Take the material below and retype it in full; pictures are left out.

━━━━━━━━

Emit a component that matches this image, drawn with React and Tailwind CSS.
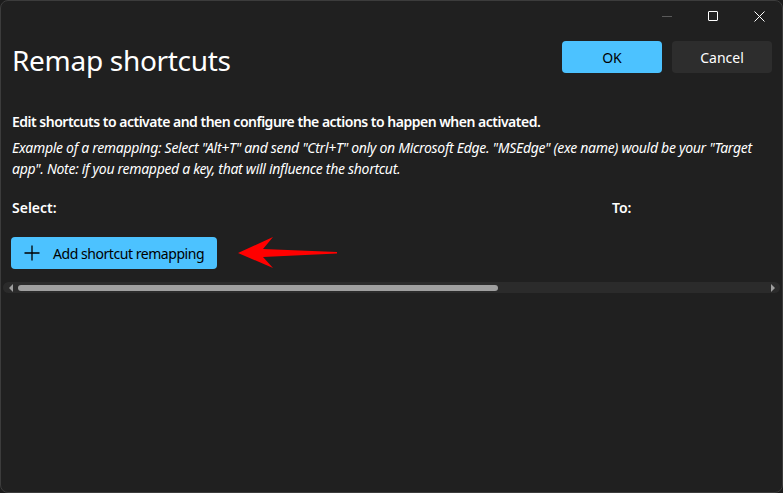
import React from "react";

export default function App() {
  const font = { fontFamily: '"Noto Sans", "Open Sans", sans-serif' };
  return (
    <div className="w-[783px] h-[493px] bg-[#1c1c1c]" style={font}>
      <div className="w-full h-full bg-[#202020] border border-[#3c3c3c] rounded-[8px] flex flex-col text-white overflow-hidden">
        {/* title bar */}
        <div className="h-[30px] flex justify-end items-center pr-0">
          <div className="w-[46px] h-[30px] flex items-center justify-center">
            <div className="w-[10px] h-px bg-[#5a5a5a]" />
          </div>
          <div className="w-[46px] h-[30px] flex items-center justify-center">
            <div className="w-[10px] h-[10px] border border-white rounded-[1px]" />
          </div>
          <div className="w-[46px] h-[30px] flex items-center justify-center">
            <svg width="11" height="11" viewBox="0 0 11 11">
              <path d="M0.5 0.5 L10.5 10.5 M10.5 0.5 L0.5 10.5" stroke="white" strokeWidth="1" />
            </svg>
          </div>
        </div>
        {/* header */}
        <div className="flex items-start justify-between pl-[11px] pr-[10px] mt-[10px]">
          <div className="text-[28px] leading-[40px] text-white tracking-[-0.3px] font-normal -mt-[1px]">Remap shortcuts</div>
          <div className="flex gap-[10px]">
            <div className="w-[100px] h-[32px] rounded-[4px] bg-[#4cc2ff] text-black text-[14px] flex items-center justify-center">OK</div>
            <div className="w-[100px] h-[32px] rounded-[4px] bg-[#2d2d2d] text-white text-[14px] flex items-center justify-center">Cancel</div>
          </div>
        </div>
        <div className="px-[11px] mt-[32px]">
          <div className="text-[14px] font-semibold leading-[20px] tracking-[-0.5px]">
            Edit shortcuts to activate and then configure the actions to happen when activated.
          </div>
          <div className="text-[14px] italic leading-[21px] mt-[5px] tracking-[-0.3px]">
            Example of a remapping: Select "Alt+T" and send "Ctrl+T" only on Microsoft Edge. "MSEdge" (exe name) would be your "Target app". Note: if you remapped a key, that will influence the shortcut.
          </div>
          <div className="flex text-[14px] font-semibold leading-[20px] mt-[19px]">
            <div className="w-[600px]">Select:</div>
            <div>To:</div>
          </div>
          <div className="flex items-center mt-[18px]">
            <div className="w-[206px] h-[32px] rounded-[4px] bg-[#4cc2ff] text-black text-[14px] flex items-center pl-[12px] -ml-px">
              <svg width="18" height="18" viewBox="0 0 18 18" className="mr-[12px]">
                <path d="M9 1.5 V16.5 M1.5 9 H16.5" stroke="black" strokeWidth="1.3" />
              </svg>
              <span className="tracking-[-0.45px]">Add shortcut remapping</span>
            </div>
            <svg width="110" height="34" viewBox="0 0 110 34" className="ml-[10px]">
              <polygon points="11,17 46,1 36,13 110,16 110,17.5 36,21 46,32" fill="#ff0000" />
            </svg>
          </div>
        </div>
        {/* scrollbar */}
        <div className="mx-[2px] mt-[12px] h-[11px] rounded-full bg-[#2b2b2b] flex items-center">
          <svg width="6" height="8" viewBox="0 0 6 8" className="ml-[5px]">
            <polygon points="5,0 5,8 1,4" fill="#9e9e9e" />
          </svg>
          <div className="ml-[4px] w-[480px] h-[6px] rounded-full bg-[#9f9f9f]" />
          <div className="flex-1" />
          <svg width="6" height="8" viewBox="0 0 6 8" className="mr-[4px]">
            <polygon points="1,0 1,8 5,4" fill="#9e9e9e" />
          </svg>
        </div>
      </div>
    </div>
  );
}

━━━━━━━━

**REPLY:**
Emit a component that matches this image, drawn with React and Tailwind CSS.
import React from "react";

export default function App() {
  const font = { fontFamily: '"Noto Sans", "Open Sans", sans-serif' };
  return (
    <div className="w-[783px] h-[493px] bg-[#1c1c1c]" style={font}>
      <div className="w-full h-full bg-[#202020] border border-[#3c3c3c] rounded-[8px] flex flex-col text-white overflow-hidden">
        {/* title bar */}
        <div className="h-[30px] flex justify-end items-center pr-0">
          <div className="w-[46px] h-[30px] flex items-center justify-center">
            <div className="w-[10px] h-px bg-[#5a5a5a]" />
          </div>
          <div className="w-[46px] h-[30px] flex items-center justify-center">
            <div className="w-[10px] h-[10px] border border-white rounded-[1px]" />
          </div>
          <div className="w-[46px] h-[30px] flex items-center justify-center">
            <svg width="11" height="11" viewBox="0 0 11 11">
              <path d="M0.5 0.5 L10.5 10.5 M10.5 0.5 L0.5 10.5" stroke="white" strokeWidth="1" />
            </svg>
          </div>
        </div>
        {/* header */}
        <div className="flex items-start justify-between pl-[11px] pr-[10px] mt-[10px]">
          <div className="text-[28px] leading-[40px] text-white tracking-[-0.3px] font-normal -mt-[1px]">Remap shortcuts</div>
          <div className="flex gap-[10px]">
            <div className="w-[100px] h-[32px] rounded-[4px] bg-[#4cc2ff] text-black text-[14px] flex items-center justify-center">OK</div>
            <div className="w-[100px] h-[32px] rounded-[4px] bg-[#2d2d2d] text-white text-[14px] flex items-center justify-center">Cancel</div>
          </div>
        </div>
        <div className="px-[11px] mt-[32px]">
          <div className="text-[14px] font-semibold leading-[20px] tracking-[-0.5px]">
            Edit shortcuts to activate and then configure the actions to happen when activated.
          </div>
          <div className="text-[14px] italic leading-[21px] mt-[5px] tracking-[-0.3px]">
            Example of a remapping: Select "Alt+T" and send "Ctrl+T" only on Microsoft Edge. "MSEdge" (exe name) would be your "Target app". Note: if you remapped a key, that will influence the shortcut.
          </div>
          <div className="flex text-[14px] font-semibold leading-[20px] mt-[19px]">
            <div className="w-[600px]">Select:</div>
            <div>To:</div>
          </div>
          <div className="flex items-center mt-[18px]">
            <div className="w-[206px] h-[32px] rounded-[4px] bg-[#4cc2ff] text-black text-[14px] flex items-center pl-[12px] -ml-px">
              <svg width="18" height="18" viewBox="0 0 18 18" className="mr-[12px]">
                <path d="M9 1.5 V16.5 M1.5 9 H16.5" stroke="black" strokeWidth="1.3" />
              </svg>
              <span className="tracking-[-0.45px]">Add shortcut remapping</span>
            </div>
            <svg width="110" height="34" viewBox="0 0 110 34" className="ml-[10px]">
              <polygon points="11,17 46,1 36,13 110,16 110,17.5 36,21 46,32" fill="#ff0000" />
            </svg>
          </div>
        </div>
        {/* scrollbar */}
        <div className="mx-[2px] mt-[12px] h-[11px] rounded-full bg-[#2b2b2b] flex items-center">
          <svg width="6" height="8" viewBox="0 0 6 8" className="ml-[5px]">
            <polygon points="5,0 5,8 1,4" fill="#9e9e9e" />
          </svg>
          <div className="ml-[4px] w-[480px] h-[6px] rounded-full bg-[#9f9f9f]" />
          <div className="flex-1" />
          <svg width="6" height="8" viewBox="0 0 6 8" className="mr-[4px]">
            <polygon points="1,0 1,8 5,4" fill="#9e9e9e" />
          </svg>
        </div>
      </div>
    </div>
  );
}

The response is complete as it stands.